Short task = Pick out each line of the records in which the word "What" appears.

== Data for this exercise ==

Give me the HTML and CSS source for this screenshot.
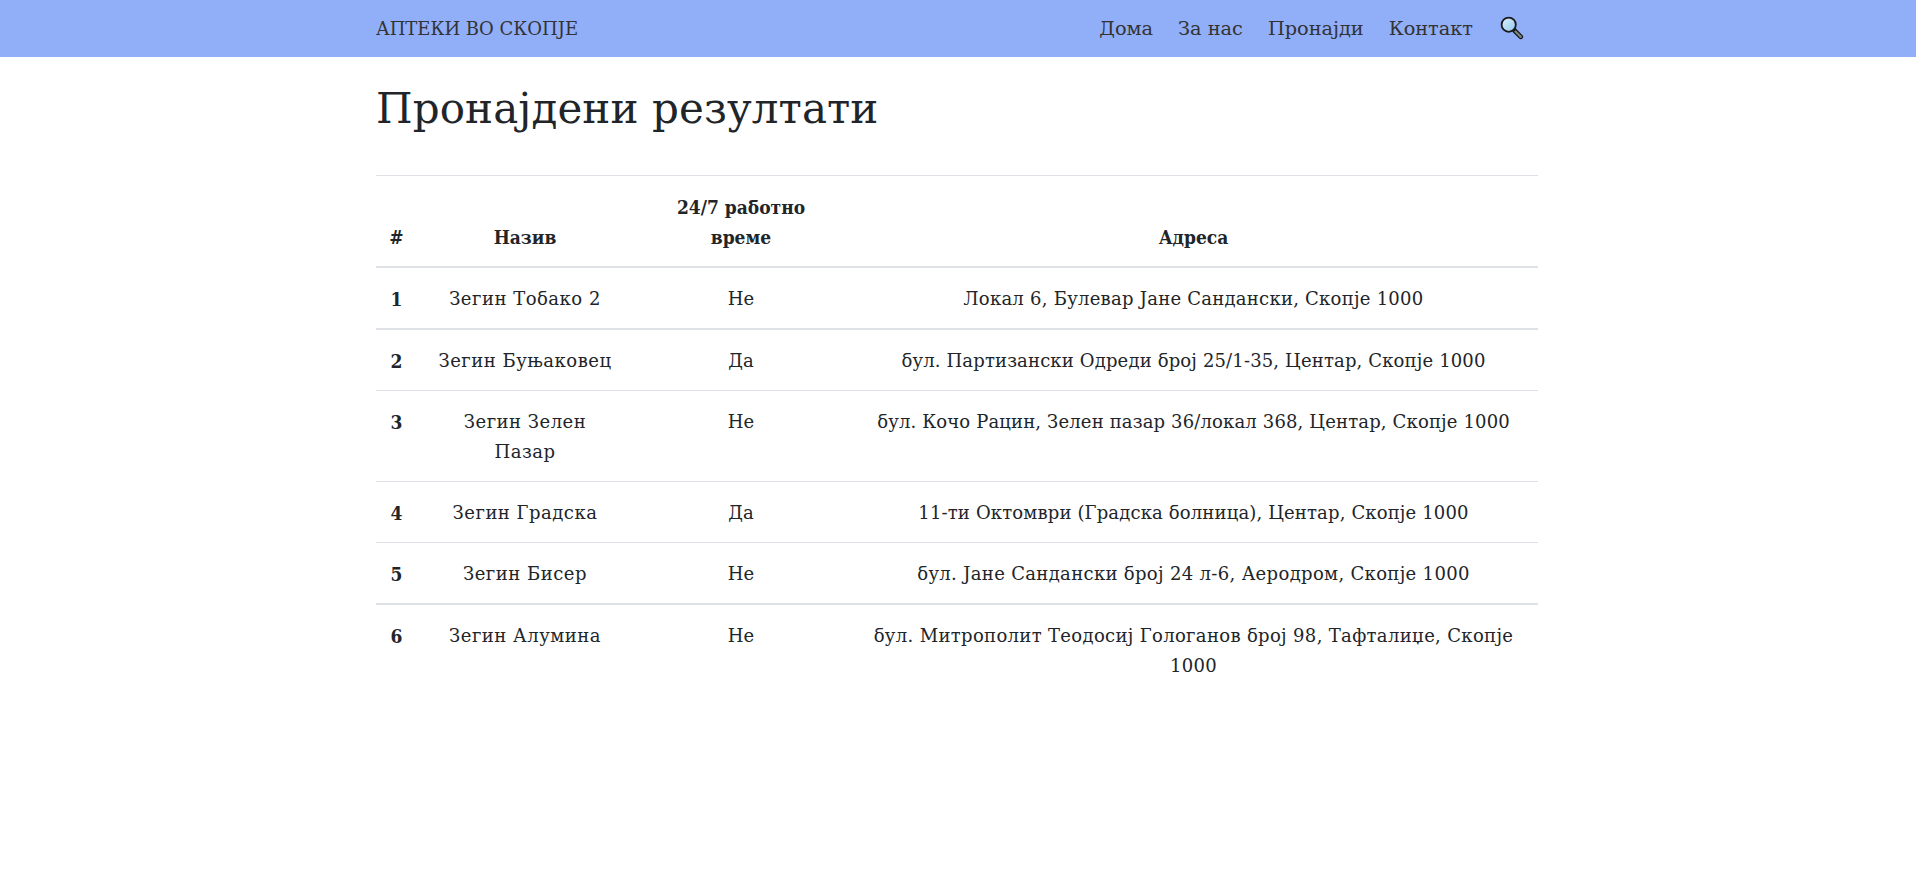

===
== Data for this exercise ==

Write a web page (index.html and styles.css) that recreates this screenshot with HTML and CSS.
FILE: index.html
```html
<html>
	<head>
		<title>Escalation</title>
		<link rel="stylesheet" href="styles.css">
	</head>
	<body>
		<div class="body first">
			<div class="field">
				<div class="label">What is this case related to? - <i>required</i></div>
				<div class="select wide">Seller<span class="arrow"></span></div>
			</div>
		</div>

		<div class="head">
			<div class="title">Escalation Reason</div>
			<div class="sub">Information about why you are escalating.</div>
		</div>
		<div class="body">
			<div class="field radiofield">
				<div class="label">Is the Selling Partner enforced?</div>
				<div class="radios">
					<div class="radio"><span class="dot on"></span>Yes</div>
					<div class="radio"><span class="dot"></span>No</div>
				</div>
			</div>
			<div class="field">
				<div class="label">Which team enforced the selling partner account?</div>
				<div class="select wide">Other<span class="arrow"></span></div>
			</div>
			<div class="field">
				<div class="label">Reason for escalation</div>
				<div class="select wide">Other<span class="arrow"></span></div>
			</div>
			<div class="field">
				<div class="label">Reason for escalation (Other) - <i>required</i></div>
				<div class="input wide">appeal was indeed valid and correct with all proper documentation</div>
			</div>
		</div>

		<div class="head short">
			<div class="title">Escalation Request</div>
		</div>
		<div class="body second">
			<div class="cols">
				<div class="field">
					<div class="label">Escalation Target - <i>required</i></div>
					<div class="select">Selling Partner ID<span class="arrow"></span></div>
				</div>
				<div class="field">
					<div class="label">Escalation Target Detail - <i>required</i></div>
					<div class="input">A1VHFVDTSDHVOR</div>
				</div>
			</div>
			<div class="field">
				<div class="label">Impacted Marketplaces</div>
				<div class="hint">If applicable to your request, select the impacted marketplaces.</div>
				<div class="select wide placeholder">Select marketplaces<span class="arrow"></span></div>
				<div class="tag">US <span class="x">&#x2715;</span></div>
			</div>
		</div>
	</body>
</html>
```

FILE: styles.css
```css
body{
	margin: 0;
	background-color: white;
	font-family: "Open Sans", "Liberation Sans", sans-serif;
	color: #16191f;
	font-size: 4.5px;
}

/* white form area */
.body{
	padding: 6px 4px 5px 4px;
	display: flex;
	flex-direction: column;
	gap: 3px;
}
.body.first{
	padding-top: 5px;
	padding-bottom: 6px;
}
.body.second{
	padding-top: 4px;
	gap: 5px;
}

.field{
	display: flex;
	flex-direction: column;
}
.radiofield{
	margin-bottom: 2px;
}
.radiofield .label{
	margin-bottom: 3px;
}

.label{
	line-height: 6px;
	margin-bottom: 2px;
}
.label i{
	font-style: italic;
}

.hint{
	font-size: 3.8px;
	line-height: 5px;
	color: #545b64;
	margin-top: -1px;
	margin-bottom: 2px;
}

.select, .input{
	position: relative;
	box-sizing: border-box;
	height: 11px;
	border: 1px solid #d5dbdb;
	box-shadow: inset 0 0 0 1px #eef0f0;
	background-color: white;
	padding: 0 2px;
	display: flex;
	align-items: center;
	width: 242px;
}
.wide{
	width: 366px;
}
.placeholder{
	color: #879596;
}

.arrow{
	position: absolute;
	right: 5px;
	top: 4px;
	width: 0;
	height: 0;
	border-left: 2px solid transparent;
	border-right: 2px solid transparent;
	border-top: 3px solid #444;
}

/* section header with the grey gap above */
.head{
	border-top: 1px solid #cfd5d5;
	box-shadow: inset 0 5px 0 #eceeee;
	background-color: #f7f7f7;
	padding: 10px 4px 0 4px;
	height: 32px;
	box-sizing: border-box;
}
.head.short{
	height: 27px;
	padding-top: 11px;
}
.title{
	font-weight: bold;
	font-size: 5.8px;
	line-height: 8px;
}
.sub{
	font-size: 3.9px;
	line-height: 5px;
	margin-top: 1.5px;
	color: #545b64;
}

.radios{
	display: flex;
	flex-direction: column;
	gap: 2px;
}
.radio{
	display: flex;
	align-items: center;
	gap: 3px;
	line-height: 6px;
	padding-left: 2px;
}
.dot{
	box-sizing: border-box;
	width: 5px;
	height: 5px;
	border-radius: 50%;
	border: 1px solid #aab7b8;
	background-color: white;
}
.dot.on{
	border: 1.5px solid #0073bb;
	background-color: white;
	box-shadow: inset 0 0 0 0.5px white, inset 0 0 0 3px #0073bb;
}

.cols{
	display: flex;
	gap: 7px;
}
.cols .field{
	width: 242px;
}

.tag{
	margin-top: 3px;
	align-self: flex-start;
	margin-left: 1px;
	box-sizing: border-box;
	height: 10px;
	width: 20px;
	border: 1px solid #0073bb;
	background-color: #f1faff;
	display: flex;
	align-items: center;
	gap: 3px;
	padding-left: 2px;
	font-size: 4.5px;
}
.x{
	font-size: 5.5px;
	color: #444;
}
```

===
== Data for this exercise ==

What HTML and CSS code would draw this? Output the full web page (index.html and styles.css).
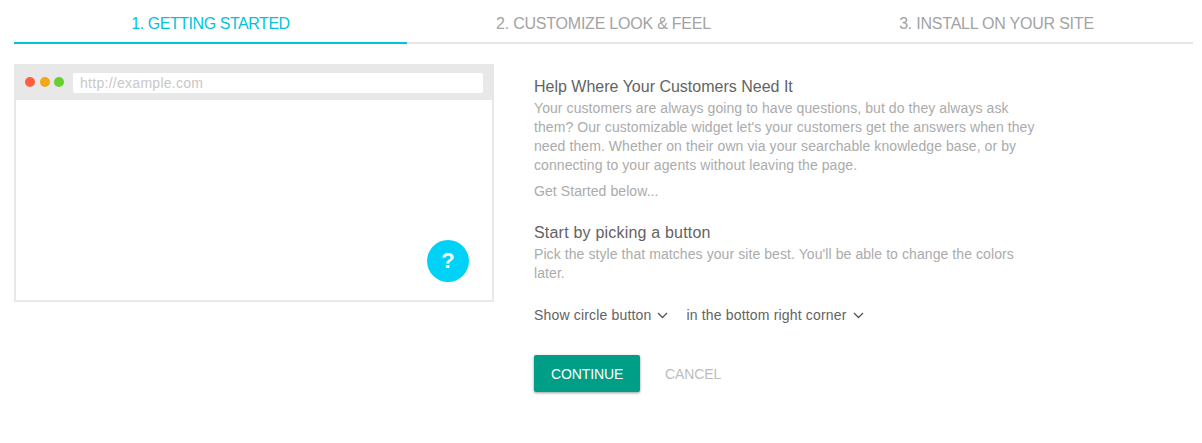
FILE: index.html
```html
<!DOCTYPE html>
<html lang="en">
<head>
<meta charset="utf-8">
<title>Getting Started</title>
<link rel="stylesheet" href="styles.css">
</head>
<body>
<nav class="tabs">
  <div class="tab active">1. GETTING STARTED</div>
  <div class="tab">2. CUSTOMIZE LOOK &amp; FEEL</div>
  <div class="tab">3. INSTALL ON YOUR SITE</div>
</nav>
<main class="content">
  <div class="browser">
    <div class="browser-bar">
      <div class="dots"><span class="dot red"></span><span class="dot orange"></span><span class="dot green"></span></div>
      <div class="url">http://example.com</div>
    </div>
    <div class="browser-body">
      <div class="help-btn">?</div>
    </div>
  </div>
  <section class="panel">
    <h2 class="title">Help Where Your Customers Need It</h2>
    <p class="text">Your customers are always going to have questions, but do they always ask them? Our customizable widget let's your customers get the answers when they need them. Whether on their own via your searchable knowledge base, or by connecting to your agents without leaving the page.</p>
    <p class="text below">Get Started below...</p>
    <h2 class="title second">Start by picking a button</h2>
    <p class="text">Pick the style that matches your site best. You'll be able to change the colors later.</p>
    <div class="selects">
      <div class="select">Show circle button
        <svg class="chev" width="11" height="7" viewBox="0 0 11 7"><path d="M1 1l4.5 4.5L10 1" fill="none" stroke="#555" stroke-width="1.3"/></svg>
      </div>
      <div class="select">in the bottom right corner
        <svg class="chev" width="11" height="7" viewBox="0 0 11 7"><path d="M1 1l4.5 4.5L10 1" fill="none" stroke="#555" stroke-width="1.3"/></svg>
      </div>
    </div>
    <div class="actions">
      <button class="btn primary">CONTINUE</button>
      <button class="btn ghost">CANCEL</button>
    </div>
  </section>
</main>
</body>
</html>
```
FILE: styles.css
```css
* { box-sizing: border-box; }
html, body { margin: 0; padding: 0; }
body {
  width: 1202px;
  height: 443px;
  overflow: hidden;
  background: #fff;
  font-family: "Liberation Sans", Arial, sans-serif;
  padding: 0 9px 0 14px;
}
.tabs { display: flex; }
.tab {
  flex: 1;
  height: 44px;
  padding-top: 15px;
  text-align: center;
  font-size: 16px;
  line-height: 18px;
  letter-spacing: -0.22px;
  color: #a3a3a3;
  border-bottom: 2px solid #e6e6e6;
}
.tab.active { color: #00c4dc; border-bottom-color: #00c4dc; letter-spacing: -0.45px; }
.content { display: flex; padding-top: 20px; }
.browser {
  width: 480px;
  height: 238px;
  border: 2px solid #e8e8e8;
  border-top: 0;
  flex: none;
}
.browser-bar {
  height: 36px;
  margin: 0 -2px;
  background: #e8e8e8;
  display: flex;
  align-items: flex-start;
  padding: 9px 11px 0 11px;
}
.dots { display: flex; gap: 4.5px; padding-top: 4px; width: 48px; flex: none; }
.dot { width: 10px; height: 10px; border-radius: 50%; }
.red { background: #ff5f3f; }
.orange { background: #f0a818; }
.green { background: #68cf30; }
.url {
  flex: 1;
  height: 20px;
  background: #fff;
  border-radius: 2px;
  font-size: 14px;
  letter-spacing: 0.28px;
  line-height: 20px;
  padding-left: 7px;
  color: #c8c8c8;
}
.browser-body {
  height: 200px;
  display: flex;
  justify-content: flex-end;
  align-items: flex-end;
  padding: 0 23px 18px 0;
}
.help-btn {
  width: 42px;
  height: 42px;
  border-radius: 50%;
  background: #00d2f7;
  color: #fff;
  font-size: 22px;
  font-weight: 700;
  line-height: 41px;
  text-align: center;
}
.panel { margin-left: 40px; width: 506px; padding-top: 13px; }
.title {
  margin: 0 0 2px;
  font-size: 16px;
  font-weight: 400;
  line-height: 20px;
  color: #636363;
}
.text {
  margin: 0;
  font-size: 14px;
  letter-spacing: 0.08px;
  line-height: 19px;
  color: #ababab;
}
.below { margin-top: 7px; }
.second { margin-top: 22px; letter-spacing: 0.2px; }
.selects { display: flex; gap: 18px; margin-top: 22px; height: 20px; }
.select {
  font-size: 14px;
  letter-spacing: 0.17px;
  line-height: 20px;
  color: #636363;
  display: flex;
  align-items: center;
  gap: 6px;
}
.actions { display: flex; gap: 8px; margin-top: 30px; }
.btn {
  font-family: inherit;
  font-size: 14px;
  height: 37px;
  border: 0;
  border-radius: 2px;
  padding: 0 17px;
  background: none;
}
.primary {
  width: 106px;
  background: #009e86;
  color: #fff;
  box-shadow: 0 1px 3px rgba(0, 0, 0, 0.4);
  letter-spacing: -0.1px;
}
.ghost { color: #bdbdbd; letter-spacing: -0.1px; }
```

===

Written answer =
				<div class="label">What is this case related to? - <i>required</i></div>
What HTML and CSS code would draw this? Output the full web page (index.html and styles.css).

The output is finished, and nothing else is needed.